Brevemente le referí mis aventuras y me escuchó en silencio.

—En todo esto hay una suerte de fatalidad —advirtió cuando hube acabado con mi relato—. A cada paso eres tú quien nos salvas la vida, ¿y crees, por casualidad, que te vamos a dejar que expongas la tuya? Mala recompensa fuera, muchacho. Descubriste la conjura, descubriste la presencia de Ben Gunn... tu mejor negocio, aunque tengas que vivir cien años... ¡ Oh, por Júpiter!, a propósito de Ben Gunn... ¡Eh, Silver —llamó—, Silver! Os voy a dar un consejo.

Cuando el cocinero estuvo cerca, prosiguió:

—No apresuréis demasiado la caza del tesoro.

—Haré lo que pueda, pero no es mucho eso —dijo Silver—. No puedo salvar mi vida y la del muchacho, con todo vuestro respeto, más que buscando el tesoro, podéis creerlo.

—Bueno, Silver —respondió el doctor—, puesto que es así, voy a deciros algo más: andad alerta al viento en el momento en que lo descubráis.
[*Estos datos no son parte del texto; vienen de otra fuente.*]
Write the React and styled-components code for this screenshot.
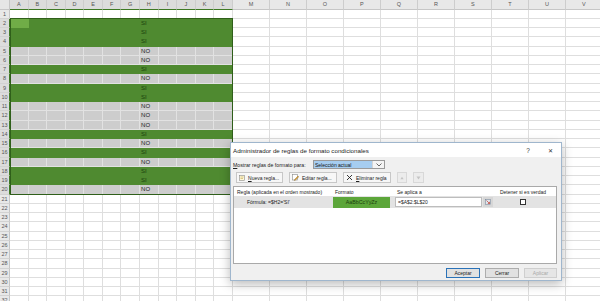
import styled, { createGlobalStyle } from "styled-components";

const GlobalStyle = createGlobalStyle`
  html, body { margin: 0; padding: 0; background: #fff; overflow: hidden; }
  body { font-family: "Liberation Sans", Arial, sans-serif; color: #222; }
`;

const COLS = "ABCDEFGHIJKLMNOPQRSTUV".split("");
const ROWS = 32;
const DATA = {
  2: "SI", 3: "SI", 4: "SI", 5: "NO", 6: "NO", 7: "SI", 8: "NO", 9: "SI", 10: "SI",
  11: "NO", 12: "NO", 13: "NO", 14: "SI", 15: "NO", 16: "SI", 17: "NO", 18: "SI",
  19: "SI", 20: "NO",
};

const FILL = { green: "#4f8a30", gray: "#cdcdcd", active: "#70ad47", none: "#fff" };
const LINE = { green: "#4f8a30", gray: "#e2e2e2", active: "#70ad47", none: "#dedede" };

function Sheet() {
  const cells = [<Corner key="corner" />];
  COLS.forEach((c, i) => cells.push(<ColHead key={c} $sel={i < 12}>{c}</ColHead>));
  for (let r = 1; r <= ROWS; r++) {
    const inRange = r >= 2 && r <= 20;
    cells.push(<RowHead key={"h" + r} $sel={inRange}>{r}</RowHead>);
    COLS.forEach((c, i) => {
      let fill = "none";
      if (inRange && i < 12) fill = DATA[r] === "SI" ? "green" : "gray";
      if (r === 2 && i === 0) fill = "active";
      cells.push(
        <Cell key={c + r} $fill={fill}>
          {inRange && i === 7 ? <CellText $yes={DATA[r] === "SI"}>{DATA[r]}</CellText> : null}
        </Cell>
      );
    });
  }
  return (
    <Grid>
      {cells}
      <Selection />
    </Grid>
  );
}

function Dialog() {
  return (
    <Window>
      <TitleBar>
        <TitleText>Administrador de reglas de formato condicionales</TitleText>
        <TitleBtn>?</TitleBtn>
        <TitleBtn $close>✕</TitleBtn>
      </TitleBar>
      <Body>
        <ShowRow>
          <ShowLabel><u>M</u>ostrar reglas de formato para:</ShowLabel>
          <Select>
            <SelectText>Selección actual</SelectText>
            <SelectArrow>
              <svg width="6" height="4" viewBox="0 0 6 4">
                <path d="M0.5 0.5 L3 3 L5.5 0.5" fill="none" stroke="#444" strokeWidth="0.8" />
              </svg>
            </SelectArrow>
          </Select>
        </ShowRow>
        <Toolbar>
          <ToolButton $w={47}>
            <svg width="6" height="6" viewBox="0 0 6 6">
              <rect x="0.5" y="0.5" width="5" height="5" fill="#fff7d6" stroke="#8a8a8a" strokeWidth="0.6" />
              <path d="M1.5 2 H4.5 M1.5 3.5 H4" stroke="#b59a3c" strokeWidth="0.5" />
            </svg>
            <span><u>N</u>ueva regla...</span>
          </ToolButton>
          <ToolButton $w={48}>
            <svg width="7" height="7" viewBox="0 0 7 7">
              <rect x="0.5" y="0.5" width="5" height="5.5" fill="#fff" stroke="#8a8a8a" strokeWidth="0.6" />
              <path d="M2.5 5.5 L6 2 L6.8 2.8 L3.3 6.3 L2.3 6.5 Z" fill="#e0a030" stroke="#6b5220" strokeWidth="0.3" />
            </svg>
            <span>Editar regla...</span>
          </ToolButton>
          <ToolButton $w={48}>
            <svg width="7" height="7" viewBox="0 0 7 7">
              <path d="M1 1 L6 6 M6 1 L1 6" stroke="#222" strokeWidth="0.9" />
            </svg>
            <span><u>E</u>liminar regla</span>
          </ToolButton>
          <ToolButton $w={10} $disabled>
            <svg width="5" height="4" viewBox="0 0 5 4">
              <path d="M0.5 3.5 L2.5 0.5 L4.5 3.5 Z" fill="#c4c4c4" />
            </svg>
          </ToolButton>
          <ToolButton $w={11} $disabled>
            <svg width="5" height="4" viewBox="0 0 5 4">
              <path d="M0.5 0.5 L2.5 3.5 L4.5 0.5 Z" fill="#c4c4c4" />
            </svg>
          </ToolButton>
        </Toolbar>
        <ListBox>
          <ListRow>
            <HeadCell>Regla (aplicada en el orden mostrado)</HeadCell>
            <HeadCell>Formato</HeadCell>
            <HeadCell $pad={4}>Se aplica a</HeadCell>
            <HeadCell $center>Detener si es verdad</HeadCell>
          </ListRow>
          <RuleRow>
            <RuleText>Fórmula: =$H2='SI'</RuleText>
            <PreviewCell>
              <Preview>AaBbCcYyZz</Preview>
            </PreviewCell>
            <RangeCell>
              <RangeInput>=$A$2:$L$20</RangeInput>
              <RangeButton>
                <svg width="6" height="6" viewBox="0 0 6 6">
                  <rect x="0.5" y="0.5" width="5" height="5" fill="#dfe6ee" stroke="#6c7c90" strokeWidth="0.5" />
                  <path d="M1.5 1.5 L4.5 4.5 M2.8 4.5 H4.5 V2.8" fill="none" stroke="#c0392b" strokeWidth="0.7" />
                </svg>
              </RangeButton>
            </RangeCell>
            <CheckCell>
              <CheckBox />
            </CheckCell>
          </RuleRow>
        </ListBox>
        <Footer>
          <DlgButton $w={34} $primary>Aceptar</DlgButton>
          <DlgButton $w={34}>Cerrar</DlgButton>
          <DlgButton $w={33} $disabled>Aplicar</DlgButton>
        </Footer>
      </Body>
    </Window>
  );
}

export default function App() {
  return (
    <>
      <GlobalStyle />
      <Screen>
        <Sheet />
        <Dialog />
      </Screen>
    </>
  );
}

const Screen = styled.div`
  position: relative;
  width: 600px;
  height: 301px;
  overflow: hidden;
`;

const Grid = styled.div`
  position: relative;
  display: grid;
  grid-template-columns: 10px repeat(12, 18.58px) repeat(10, 37px);
  grid-template-rows: 9.5px;
  grid-auto-rows: 9.25px;
  width: 600px;
  height: 301px;
  overflow: hidden;
  font-size: 6px;
`;

const Corner = styled.div`
  background: #e6e6e6;
  border-right: 1px solid #c6c6c6;
  border-bottom: 1px solid #c6c6c6;
  box-sizing: border-box;
`;

const ColHead = styled.div`
  display: flex;
  align-items: center;
  justify-content: center;
  background: ${(p) => (p.$sel ? "#dcdcdc" : "#e8e8e8")};
  border-right: 1px solid #cdcdcd;
  border-bottom: 1px solid ${(p) => (p.$sel ? "#3f7a25" : "#c6c6c6")};
  box-sizing: border-box;
  color: #555;
  font-size: 5.5px;
`;

const RowHead = styled.div`
  display: flex;
  align-items: center;
  justify-content: center;
  background: ${(p) => (p.$sel ? "#dcdcdc" : "#e8e8e8")};
  border-right: 1px solid ${(p) => (p.$sel ? "#3f7a25" : "#c6c6c6")};
  border-bottom: 1px solid #d2d2d2;
  box-sizing: border-box;
  color: #555;
  font-size: 5.5px;
  overflow: hidden;
`;

const Cell = styled.div`
  display: flex;
  align-items: center;
  background: ${(p) => FILL[p.$fill]};
  border-right: 1px solid ${(p) => LINE[p.$fill]};
  border-bottom: 1px solid ${(p) => LINE[p.$fill]};
  box-sizing: border-box;
  overflow: visible;
  white-space: nowrap;
`;

const CellText = styled.span`
  padding-left: 1px;
  color: ${(p) => (p.$yes ? "#1c420d" : "#222")};
  font-size: 6px;
`;

const Selection = styled.div`
  position: absolute;
  left: 10px;
  top: 18.25px;
  width: 223px;
  height: 176.25px;
  border: 1px solid #2f5f1a;
  box-sizing: border-box;
  pointer-events: none;
`;

const Window = styled.div`
  position: absolute;
  left: 230px;
  top: 142px;
  width: 332px;
  height: 139px;
  box-sizing: border-box;
  display: flex;
  flex-direction: column;
  border: 1px solid #9fb6cd;
  background: #f0f0f0;
  box-shadow: 0 3px 10px rgba(0, 0, 0, 0.28);
  font-size: 5px;
  color: #222;
`;

const TitleBar = styled.div`
  display: flex;
  align-items: center;
  height: 14px;
  padding-left: 2px;
  background: #fff;
  flex-shrink: 0;
`;

const TitleText = styled.div`
  flex: 1;
  font-size: 6.2px;
`;

const TitleBtn = styled.div`
  width: 22px;
  height: 14px;
  display: flex;
  align-items: center;
  justify-content: center;
  font-size: ${(p) => (p.$close ? "6px" : "6.5px")};
  color: #333;
`;

const Body = styled.div`
  flex: 1;
  display: flex;
  flex-direction: column;
  padding: 3px 4px 2px 2px;
`;

const ShowRow = styled.div`
  display: flex;
  align-items: center;
  height: 9px;
`;

const ShowLabel = styled.div`
  width: 80px;
  white-space: nowrap;
  font-size: 5.2px;
`;

const Select = styled.div`
  display: flex;
  width: 72px;
  height: 9px;
  box-sizing: border-box;
  border: 1px solid #9a9a9a;
  background: #fff;
`;

const SelectText = styled.div`
  flex: 1;
  display: flex;
  align-items: center;
  padding-left: 1px;
  background: #a6cdf0;
  color: #111;
  font-size: 5px;
`;

const SelectArrow = styled.div`
  width: 11px;
  display: flex;
  align-items: center;
  justify-content: center;
  background: #f4f4f4;
  border-left: 1px solid #d4d4d4;
`;

const Toolbar = styled.div`
  display: flex;
  gap: 6px;
  height: 11px;
  margin-top: 3px;
  padding-left: 3px;
`;

const ToolButton = styled.div`
  display: flex;
  align-items: center;
  justify-content: ${(p) => (p.$disabled ? "center" : "flex-start")};
  gap: 3px;
  width: ${(p) => p.$w}px;
  height: 11px;
  box-sizing: border-box;
  padding: 0 2px;
  border: 1px solid ${(p) => (p.$disabled ? "#d8d8d8" : "#c7c7c7")};
  background: ${(p) => (p.$disabled ? "#ececec" : "#f7f7f7")};
  white-space: nowrap;
  font-size: 5px;
`;

const ListBox = styled.div`
  height: 78px;
  margin-top: 3px;
  box-sizing: border-box;
  border: 1px solid #a9a9a9;
  background: #fff;
`;

const ListRow = styled.div`
  display: grid;
  grid-template-columns: 98px 61px 102px 56px;
  align-items: center;
  height: 9px;
`;

const HeadCell = styled.div`
  padding-left: ${(p) => (p.$center ? 0 : p.$pad || 3)}px;
  text-align: ${(p) => (p.$center ? "center" : "left")};
  white-space: nowrap;
  font-size: 5px;
`;

const RuleRow = styled(ListRow)`
  height: 12px;
  background: #e3e3e3;
`;

const RuleText = styled.div`
  padding-left: 13px;
  white-space: nowrap;
  font-size: 5px;
`;

const PreviewCell = styled.div`
  padding-left: 1px;
`;

const Preview = styled.div`
  display: flex;
  align-items: center;
  justify-content: center;
  width: 57px;
  height: 11px;
  background: #5ca63a;
  color: #1d3f0f;
  font-size: 5.3px;
`;

const RangeCell = styled.div`
  display: flex;
  align-items: center;
  padding-left: 2px;
`;

const RangeInput = styled.div`
  display: flex;
  align-items: center;
  width: 87px;
  height: 10px;
  box-sizing: border-box;
  padding-left: 2px;
  border: 1px solid #bdbdbd;
  background: #fff;
  font-size: 5px;
`;

const RangeButton = styled.div`
  display: flex;
  align-items: center;
  justify-content: center;
  width: 10px;
  height: 10px;
  margin-left: 1px;
  background: #d6d6d6;
`;

const CheckCell = styled.div`
  display: flex;
  justify-content: center;
`;

const CheckBox = styled.div`
  width: 6px;
  height: 6px;
  box-sizing: border-box;
  border: 1px solid #333;
  background: #fff;
`;

const Footer = styled.div`
  display: flex;
  justify-content: flex-end;
  gap: 5px;
  margin-top: 4px;
`;

const DlgButton = styled.div`
  display: flex;
  align-items: center;
  justify-content: center;
  width: ${(p) => p.$w}px;
  height: 10px;
  box-sizing: border-box;
  border: 1px solid ${(p) => (p.$primary ? "#2a72b8" : p.$disabled ? "#cfcfcf" : "#adadad")};
  background: ${(p) => (p.$disabled ? "#e6e6e6" : "#e1e1e1")};
  color: ${(p) => (p.$disabled ? "#a8a8a8" : "#222")};
  font-size: 5px;
`;
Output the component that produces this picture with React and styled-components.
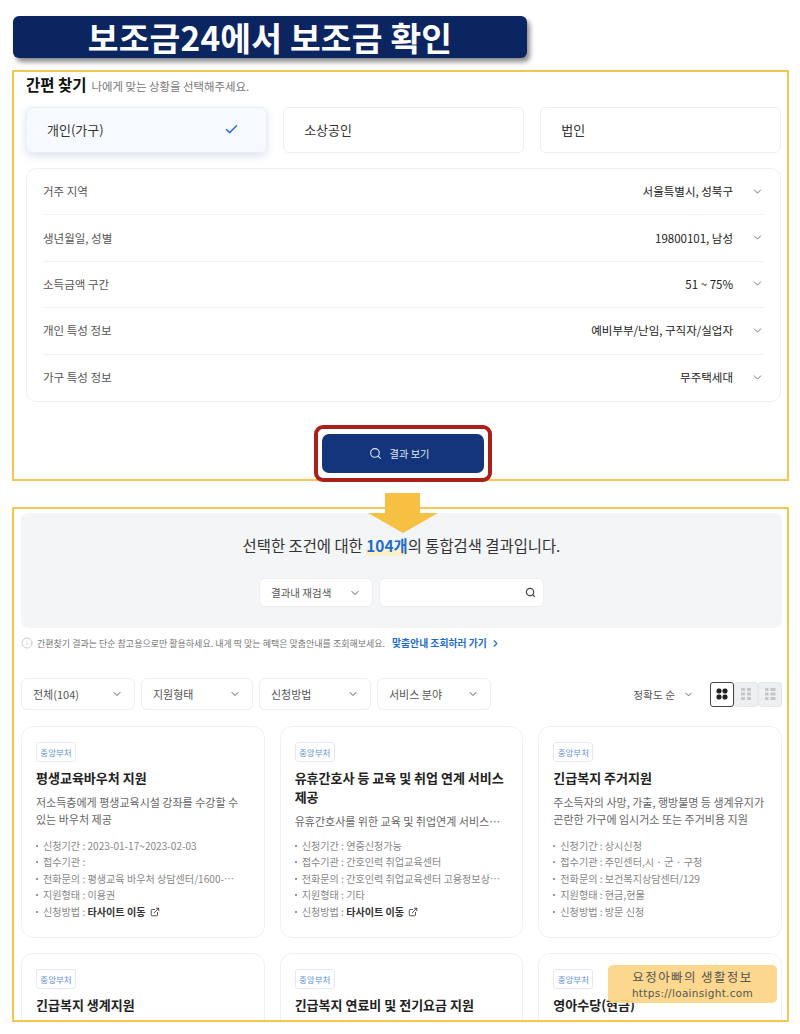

—Señor –—dijo Silver—, o decís demasiado o no lo decís todo. ¿Qué objetivo perseguís? ¿Por qué habéis abandonado el fortín? ¿Por qué me habéis dado el mapa? No sé nada, ¿no es cierto? Y he actuado según vuestros deseos, con los ojos vendados, sin recibir nunca una palabra esperanzadora. Pero ahora ya es demasiado. Si no explicáis claramente de qué se trata, abandono la caña del timón.

—No —dijo el doctor pensativo—, no tengo derecho a deciros nada más, no es un secreto mío; advertidlo, Silver; si no, os doy mi palabra de que os lo diría. Pero iré tan lejos como sea posible, e incluso un poco más allá, pues, si no me equivoco, ya oirá mi peluca del capitán. Y, ante todo, os doy un poco de esperanza, Silver. Si los dos salimos vivos de esta trampa de lobos, haré lo que pueda por salvaros, dejando aparte falsos testimonios.

La figura de Silver irradiaba. Exclamó:

—No podríais haber dicho más, estoy seguro, aunque fuerais mi propia madre.

—Ésta es pues mi primera concesión —volvió a hablar el doctor—. La segunda es un consejo: mantened al muchacho junto a vos, y cuando necesitéis ayuda llamadnos. Voy a buscárosla, lo que os demostrará que no hablo a la ligera... Adiós, Jim.

Y el doctor Livesey me estrechó la mano a través de la empalizada, hizo una señal con la cabeza a Silver y con rápido paso se adentró en el bosque.